When discussing the drug industry, it's rare to see a voice in a major media outlet that isn't crying out against the supposed evils of "Big Pharma." That's why it was so refreshing to read Paul H. Rubin's essay, "A Free Lunch," in the current issue of Forbes magazine.
Mr. Rubin points out the flaws in the arguments of drug industry critics, who usually bemoan the fact that marketing dollars "could be spent on research." As Mr. Rubin points out, cutting marketing spending would not result in an increase in research spending -- because if nobody will know about or buy a drug, why spend the money to develop it?
He also argues that the expectation of academics and politicians is that doctors should learn about new products from supposedly unbiased sources such as medical journals, and not from drug reps, is unrealistic. What doctor has the time to read through all the relevant journals? While each drug rep would be expected to present information most favorable to his brand, no doctor deals with only one rep -- he or she would have access to presentations from competing companies, and would be able to use his or her own judgment in evaluating them. I would add to this observation of Mr. Rubin's that the drug rep's presentation is actually less likely to contain a great deal of favorable information than a journal article! Why? Because the FDA doesn't regulate journal articles, but it puts a tight muzzle on what can be said in presentations by industry representatives. I'm often responsible for writing such presentations in my job in pharmaceutical advertising, and I cannot count the number of times I've seen a piece of data in a journal article that would support the use of the product I'm working on, but that we cannot put in print because the FDA won't allow it.
In short, Mr. Rubin argues that drug companies should be allowed to market their drugs to doctors without being demonized. I agree, but would add that even marketing drugs to doctors is a result of improper government intervention in healthcare. As I argued last year in "Rx for largesse," the reason that pharmaceutical companies devote so much money to wining and dining doctors is that prescription drug law makes the doctor, rather than the patient (who, after all, is the one consuming the drug and who will benefit or be harmed by it in the end), the decision-maker in pharmaceutical questions.

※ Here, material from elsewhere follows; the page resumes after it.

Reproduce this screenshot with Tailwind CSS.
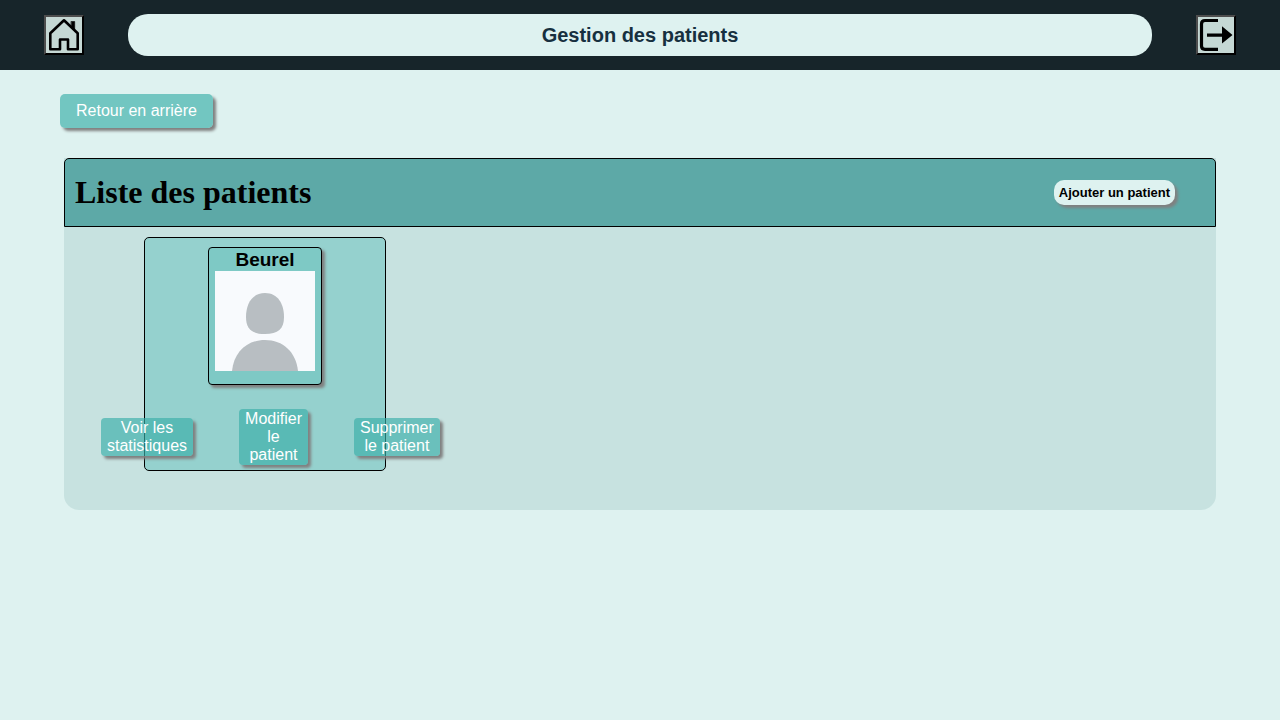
<!DOCTYPE html>
<html lang="fr">
<head>
<meta charset="utf-8">
<meta name="viewport" content="width=device-width, initial-scale=1">
<title>Gestion des patients</title>
<script src="https://cdn.jsdelivr.net/npm/@tailwindcss/browser@4"></script>
</head>
<body class="min-h-screen bg-[#def2f0] font-['Liberation_Sans',Arial,sans-serif] text-black">
<header class="flex h-[70px] items-center bg-[#17252a]">
  <div class="flex w-1/10 justify-center">
    <button type="button" aria-label="Accueil" class="size-10 border-2 border-t-[#4d4d4d] border-l-[#4d4d4d] border-r-black border-b-black bg-[#c5d8d4]">
      <svg viewBox="0 0 36 36" class="size-9" fill="none" stroke="#000" stroke-width="2.6" stroke-linejoin="round" stroke-linecap="round">
        <path d="M4.300 16.300V32.300H14V22.500H22V32.300H31.700V16.300L18 3.300Z"/>
        <path d="M25.300 4.500H28.700V13.500L25.300 10.300Z" fill="#000" stroke-width="0.6"/>
      </svg>
    </button>
  </div>
  <h1 class="flex-1 rounded-[20px] bg-[#def2f0] py-2 text-center text-[20px] leading-[26px] font-bold text-[#17303f]">Gestion des patients</h1>
  <div class="flex w-1/10 justify-center">
    <button type="button" aria-label="Se déconnecter" class="size-10 border-2 border-t-[#4d4d4d] border-l-[#4d4d4d] border-r-black border-b-black bg-[#c5d8d4]">
      <svg viewBox="0 0 36 36" class="size-9">
        <path d="M20 3.500H7Q3.500 3.500 3.500 7V29Q3.500 32.300 7 32.300H20" fill="none" stroke="#000" stroke-width="3.200"/>
        <path d="M9 16.400H24V9.300L34.500 18L24 26.500V19.800H9Z"/>
      </svg>
    </button>
  </div>
</header>
<main>
  <div class="px-15 pt-6">
    <button type="button" class="rounded-[5px] bg-[#3aafa9]/66 px-4 pt-2 pb-2 text-[16px] leading-[18px] text-white shadow-[3px_3px_3px_#808080]">Retour en arrière</button>
  </div>
  <section class="mx-[5%] mt-[30px] rounded-b-[15px] bg-[#c7e2e0] pb-[39px]">
    <div class="flex items-center justify-between rounded-t-[5px] border border-black bg-[#5da9a7] py-4 pr-10 pl-[10px]">
      <h2 class="font-['Liberation_Serif','Times_New_Roman',serif] text-[32px] leading-[35px] font-bold">Liste des patients</h2>
      <button type="button" class="rounded-[10px] bg-[#def2f0] px-[5px] py-[5px] text-[13px] leading-[15px] font-bold shadow-[3px_3px_3px_#808080]">Ajouter un patient</button>
    </div>
    <article class="mt-[10px] ml-20 w-[242px] rounded-[5px] border border-black bg-[#95d1ce] pt-[9px] pb-[5px]">
      <div class="mx-auto flex w-[114px] flex-col items-center rounded-[4px] border border-black bg-[#7ec9c5] pb-[13px] shadow-[3px_3px_3px_#808080]">
        <h3 class="text-[19px] leading-[23px] font-bold">Beurel</h3>
        <svg viewBox="0 0 100 100" class="size-25 bg-[#f8fafd]" role="img" aria-label="Photo du patient" fill="#b8bec2">
          <path d="M50 22C63 22 69 33 69 46C69 58 63 63 50 63S31 58 31 46C31 33 37 22 50 22Z"/>
          <path d="M17 100C19 81 32 69 50 69S81 81 83 100Z"/>
        </svg>
      </div>
      <div class="mt-6 -ml-11 flex w-max items-center gap-[46px] text-[16px] leading-[18px] text-white">
        <button type="button" class="rounded-[4px] bg-[#3aafa9]/66 px-[6px] py-px shadow-[3px_3px_3px_#808080]">Voir les<br>statistiques</button>
        <button type="button" class="rounded-[4px] bg-[#3aafa9]/66 px-[6px] py-px shadow-[3px_3px_3px_#808080]">Modifier<br>le<br>patient</button>
        <button type="button" class="rounded-[4px] bg-[#3aafa9]/66 px-[6px] py-px shadow-[3px_3px_3px_#808080]">Supprimer<br>le patient</button>
      </div>
    </article>
  </section>
</main>
</body>
</html>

If prescription drug law (which violates the right of a patient to put whatever substance into his body he pleases) didn't exist, then the drug companies' marketing budgets would be used not to market to doctors, but to patients. Then, a greater share of that money would go, not to buying lavish dinners for doctors, but to rebate offers and other means of competing for the consumer's attention, not the prescriber's. One can already see this with existing over-the-counter drugs: for example, while Tylenol does advertise to doctors to persuade them to recommend it for the treatment of arthritis, a far greater share of Tylenol's budget goes to coupons and other offers targeted directly at the consumer.
The point is, government intervention in pharmaceutical companies' marketing efforts is not a good thing. Kudos to Paul Rubin for recognizing that -- and having the courage to say it.